On Thursday Challenger, Gray and Christmas, a firm that tracks workplace reductions, released a comprehensive report showing that layoffs surged to recessionary levels in October. The company calculated that 1.1 million jobs have been lost so far in 2025, resulting in the worst October for layoffs since 2003. With inflation still stubborn and people smarting from the higher prices induced by the president’s tariffs, the economy is on shaky ground. And that’s before skyrocketing health care premiums and electricity prices start hitting this month.
Trump is set to have a serious crisis on his hands, and it doesn’t appear he has the slightest idea what to do about it, except what he usually does: Double down and blame someone else.

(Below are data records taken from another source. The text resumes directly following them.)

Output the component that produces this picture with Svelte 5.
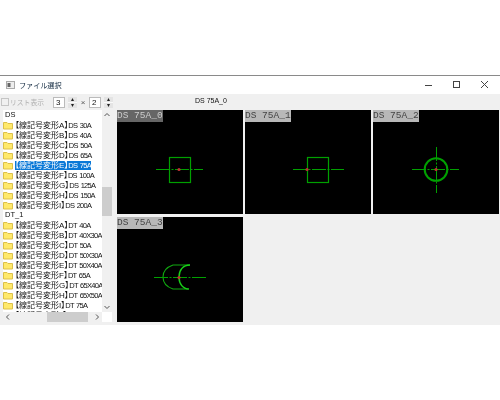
<script>
    const groups = [
        {
            name: "DS",
            items: [
                "【線記号変形A】DS 30A",
                "【線記号変形B】DS 40A",
                "【線記号変形C】DS 50A",
                "【線記号変形D】DS 65A",
                "【線記号変形E】DS 75A",
                "【線記号変形F】DS 100A",
                "【線記号変形G】DS 125A",
                "【線記号変形H】DS 150A",
                "【線記号変形I】DS 200A",
            ],
        },
        {
            name: "DT_1",
            items: [
                "【線記号変形A】DT 40A",
                "【線記号変形B】DT 40X30A",
                "【線記号変形C】DT 50A",
                "【線記号変形D】DT 50X30A",
                "【線記号変形E】DT 50X40A",
                "【線記号変形F】DT 65A",
                "【線記号変形G】DT 65X40A",
                "【線記号変形H】DT 65X50A",
                "【線記号変形I】DT 75A",
                "【線記号変形J】DT 80A",
            ],
        },
    ];
    const selected = "【線記号変形E】DS 75A";
    const cells = [
        { label: "DS 75A_0", kind: "box", active: true },
        { label: "DS 75A_1", kind: "offset" },
        { label: "DS 75A_2", kind: "circle" },
        { label: "DS 75A_3", kind: "arc" },
    ];
</script>

<div class="screen">
    <section class="window">
        <!-- Title bar -->
        <header class="titlebar">
            <svg class="appicon" width="9" height="8" viewBox="0 0 9 8">
                <rect x="0.5" y="0.5" width="8" height="7" fill="#eee" stroke="#aaa" />
                <rect x="1.5" y="2" width="3" height="4" fill="#666" />
            </svg>
            <span class="title">ファイル選択</span>
            <div class="controls">
                <svg width="10" height="10" viewBox="0 0 10 10">
                    <path d="M1 5.5H8" stroke="#444" />
                </svg>
                <svg width="10" height="10" viewBox="0 0 10 10">
                    <rect x="1.5" y="1.5" width="6" height="6" fill="none" stroke="#444" />
                </svg>
                <svg width="10" height="10" viewBox="0 0 10 10">
                    <path d="M1 1L8 8M8 1L1 8" stroke="#444" />
                </svg>
            </div>
        </header>

        <!-- Toolbar -->
        <div class="toolbar">
            <span class="check"></span>
            <span class="listlabel">リスト表示</span>
            <span class="spin first">
                <span class="num">3</span>
                <span class="arrows"><i>▴</i><i>▾</i></span>
            </span>
            <span class="times">×</span>
            <span class="spin">
                <span class="num">2</span>
                <span class="arrows"><i>▴</i><i>▾</i></span>
            </span>
            <span class="name">DS 75A_0</span>
        </div>

        <div class="body">
            <!-- File list -->
            <div class="list">
                <div class="rows">
                    {#each groups as group}
                        <div class="group">{group.name}</div>
                        {#each group.items as item}
                            {@const parts = item.split("】")}
                            <div class="row">
                                <svg class="folder" width="10" height="9" viewBox="0 0 10 9">
                                    <path d="M0.5 8V1.5H4L5 2.5H9.5V8Z" fill="#ffe96b" stroke="#dcc04a" />
                                </svg>
                                <span class="text" class:selected={item === selected}>
                                    {parts[0]}】<span class="code">{parts[1]}</span>
                                </span>
                            </div>
                        {/each}
                    {/each}
                </div>
                <div class="vbar">
                    <svg width="10" height="10" viewBox="0 0 10 10">
                        <path d="M2.5 6L5 3.5L7.5 6" fill="none" stroke="#555" />
                    </svg>
                    <span class="vtrack"><span class="vthumb"></span></span>
                    <svg width="10" height="10" viewBox="0 0 10 10">
                        <path d="M2.5 4L5 6.5L7.5 4" fill="none" stroke="#555" />
                    </svg>
                </div>
                <div class="hbar">
                    <svg width="10" height="10" viewBox="0 0 10 10">
                        <path d="M6 2.5L3.5 5L6 7.5" fill="none" stroke="#555" />
                    </svg>
                    <span class="htrack"><span class="hthumb"></span></span>
                    <svg width="10" height="10" viewBox="0 0 10 10">
                        <path d="M4 2.5L6.5 5L4 7.5" fill="none" stroke="#555" />
                    </svg>
                </div>
            </div>

            <!-- Preview grid -->
            <div class="grid">
                {#each cells as cell}
                    <div class="cell">
                        <span class="label" class:active={cell.active}>{cell.label}</span>
                        <svg class="draw" width="126" height="105" viewBox="0 0 126 105">
                            {#if cell.kind === "box"}
                                <rect x="52.5" y="47.5" width="21" height="25" fill="none" stroke="#00a000" stroke-width="1.2" />
                                <path d="M39 59.5H86" stroke="#00a000" stroke-dasharray="14 1.5 2 1.5" />
                                <circle cx="62" cy="59.5" r="1.6" fill="#b33" />
                            {:else if cell.kind === "offset"}
                                <rect x="62.5" y="47.5" width="21" height="25" fill="none" stroke="#00a000" stroke-width="1.2" />
                                <path d="M48 59.5H99" stroke="#00a000" stroke-dasharray="14 1.5 2 1.5" />
                                <circle cx="62" cy="59.5" r="1.6" fill="#b33" />
                            {:else if cell.kind === "circle"}
                                <circle cx="63" cy="59.5" r="11.3" fill="none" stroke="#00a000" stroke-width="2" />
                                <path d="M39 59.5H86M63.5 37V83" stroke="#00a000" stroke-dasharray="14 1.5 2 1.5" />
                                <circle cx="63" cy="59.5" r="1.6" fill="#b33" />
                            {:else}
                                <path d="M73 48H56C50 50 46 54 46 60C46 66 50 70 56 72H71" fill="none" stroke="#10a810" stroke-width="1.1" />
                                <path d="M73 48C66 48 62 53 62 60C62 67 66 72 72 72" fill="none" stroke="#18d018" stroke-width="1.5" />
                                <path d="M37 60.5H89" stroke="#00a000" stroke-dasharray="14 1.5 2 1.5" />
                                <circle cx="62" cy="60.5" r="1.6" fill="#b33" />
                            {/if}
                        </svg>
                    </div>
                {/each}
            </div>
        </div>
    </section>
</div>

<style>
    :global(body) {
        background: #fff;
    }
    .screen {
        width: 500px;
        height: 400px;
        padding-top: 75px;
        box-sizing: border-box;
        overflow: hidden;
        font-family: "Liberation Sans", "Noto Sans CJK JP", sans-serif;
        color: #111;
    }
    .window {
        height: 250px;
        border-top: 1px solid #8a8a8a;
        box-sizing: border-box;
        background: #f0f0f0;
        display: flex;
        flex-direction: column;
        filter: blur(0.3px);
    }

    /* Title bar */
    .titlebar {
        height: 18px;
        background: #fff;
        display: flex;
        align-items: center;
        padding-left: 6px;
        flex: none;
    }
    .appicon {
        margin-right: 4px;
    }
    .title {
        font-size: 7.2px;
        letter-spacing: -0.1px;
        color: #10283f;
    }
    .controls {
        margin-left: auto;
        display: flex;
        gap: 18px;
        padding-right: 10px;
    }

    /* Toolbar */
    .toolbar {
        height: 16px;
        display: flex;
        align-items: center;
        padding-left: 1px;
        flex: none;
        position: relative;
        font-size: 8px;
    }
    .check {
        width: 6px;
        height: 6px;
        border: 1px solid #c5c5c5;
        margin-right: 1px;
    }
    .listlabel {
        color: #b0b0b0;
        font-size: 6.8px;
    }
    .spin {
        display: flex;
        height: 11px;
        width: 24px;
        gap: 3px;
    }
    .spin.first {
        margin-left: 9px;
    }
    .num {
        width: 12px;
        background: #fff;
        border: 1px solid #bbb;
        box-sizing: border-box;
        padding-left: 2px;
        line-height: 9px;
    }
    .arrows {
        width: 9px;
        display: flex;
        flex-direction: column;
        gap: 1px;
        background: #fafafa;
    }
    .arrows i {
        flex: 1;
        font-style: normal;
        font-size: 6px;
        line-height: 5px;
        text-align: center;
        color: #222;
        background: #e4e4e4;
    }
    .times {
        width: 12px;
        text-align: center;
        color: #555;
    }
    .name {
        position: absolute;
        left: 195px;
        top: 3px;
        font-size: 7px;
    }

    /* List */
    .body {
        flex: 1;
        display: flex;
        min-height: 0;
        padding-left: 3px;
    }
    .list {
        width: 109px;
        height: 212px;
        margin-right: 5px;
        display: grid;
        grid-template-columns: 99px 10px;
        grid-template-rows: 202px 10px;
        background: #fff;
        flex: none;
    }
    .rows {
        overflow: hidden;
        min-width: 0;
        font-size: 8px;
    }
    .group {
        height: 10px;
        line-height: 10px;
        padding-left: 2px;
        font-size: 7.5px;
    }
    .row {
        height: 10px;
        display: flex;
        align-items: center;
        white-space: nowrap;
    }
    .folder {
        flex: none;
    }
    .text {
        margin-left: 2px;
        line-height: 9px;
        font-feature-settings: "palt";
    }
    .code {
        font-size: 7.5px;
        letter-spacing: -0.7px;
        word-spacing: 1px;
    }
    .text.selected {
        background: #0a78d7;
        color: #fff;
    }
    .vbar {
        display: flex;
        flex-direction: column;
        background: #f0f0f0;
    }
    .hbar {
        display: flex;
        background: #f0f0f0;
    }
    .vbar svg,
    .hbar svg {
        flex: none;
    }
    .vtrack {
        flex: 1;
        position: relative;
    }
    .vthumb {
        position: absolute;
        top: 67px;
        left: 0;
        width: 10px;
        height: 29px;
        background: #cdcdcd;
    }
    .htrack {
        flex: 1;
        position: relative;
    }
    .hthumb {
        position: absolute;
        left: 34px;
        top: 0;
        width: 41px;
        height: 10px;
        background: #cdcdcd;
    }

    /* Preview grid */
    .grid {
        flex: 1;
        display: grid;
        grid-template-columns: repeat(3, 126px);
        grid-template-rows: 104px 105px;
        column-gap: 2px;
        row-gap: 3px;
    }
    .cell {
        background: #000;
        position: relative;
        overflow: hidden;
    }
    .label {
        position: absolute;
        left: 0;
        top: 0;
        background: #b8b8b8;
        color: #444;
        font-family: "Liberation Mono", monospace;
        font-size: 9.5px;
        line-height: 12px;
    }
    .label.active {
        background: #666;
        color: #ccc;
    }
    .draw {
        display: block;
    }
</style>
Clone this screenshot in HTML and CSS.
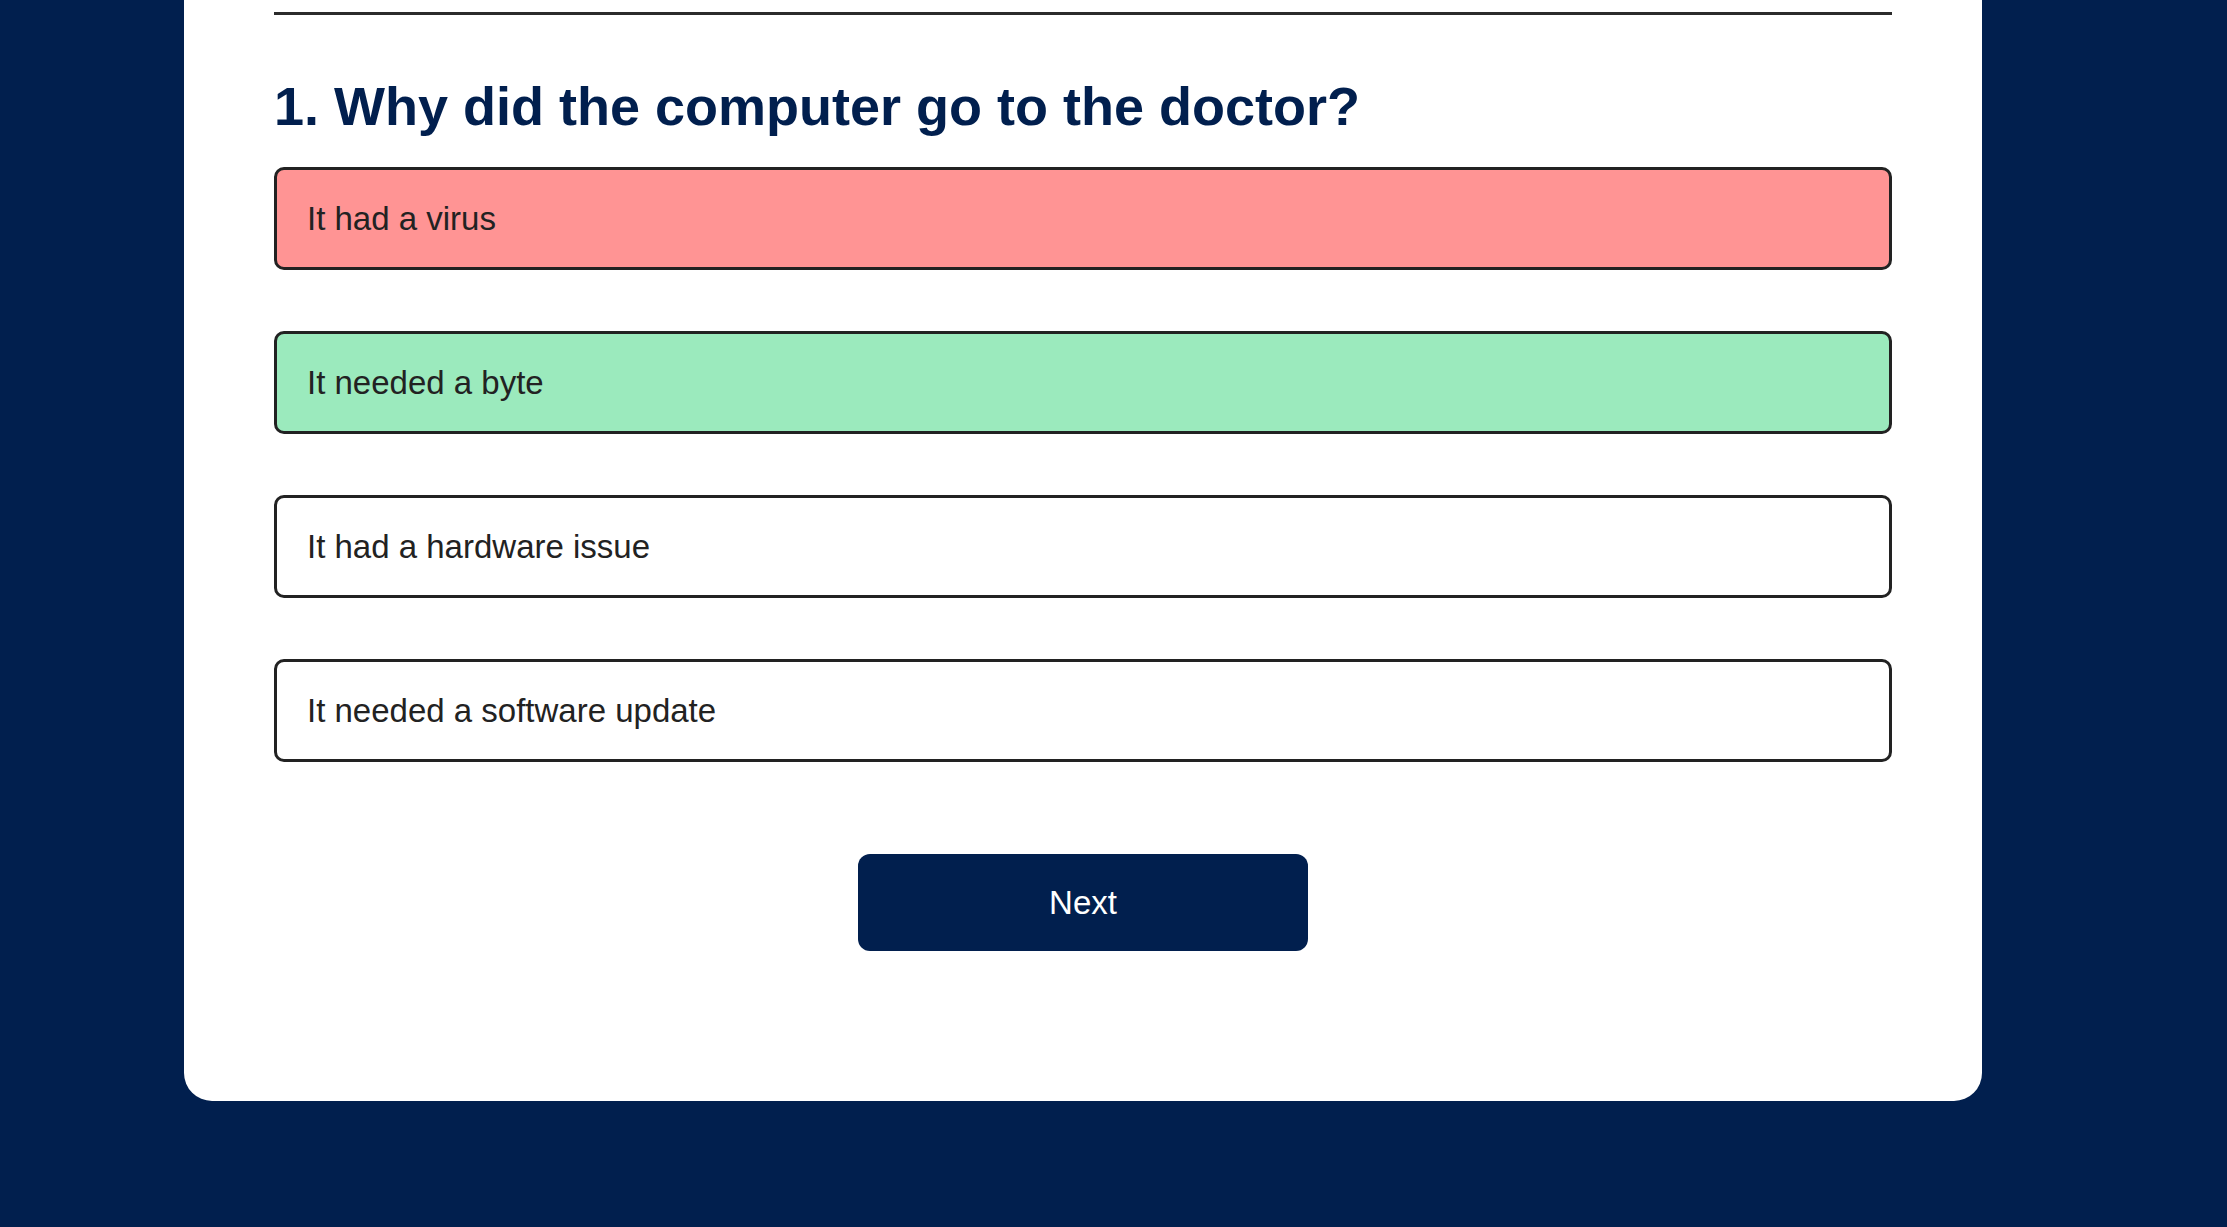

This week’s election results have shown Republican officials that voters are paying attention to what’s happening in Washington, D.C. — and they don’t like what they see. The gadflies and Trump fans who only come out to vote for him have not been converted to loyal party members, and many of the non-white and younger voters who gave him an edge in 2024 fled to the Democrats.
The result? Trump has been pushed into early lame duck status.
He promised to lower prices and instead they are going up. He promised a thriving economy and the job market appears to be cratering. He vowed to deport gang members and criminals, and instead it’s his federal agents who are marauding through the streets. When asked if he thinks Immigration and Customs Enforcement agents have gone too far, Trump said they haven’t gone far enough, reiterating his commitment to a violently anti-immigrant program. There is no reason to believe that he has any intention of changing course.
The president might get lucky; he has before. Maybe all of this will calm down, and by next November it will be morning in America. Republicans, though, would be foolish to count on that happening. Trump is causing massive trauma across this country and people are angry about it.
The sooner Republicans wake up and treat him like the rabid, lame duck he is, the better off they — and the country — will be. The only question is whether they can muster the courage to do it.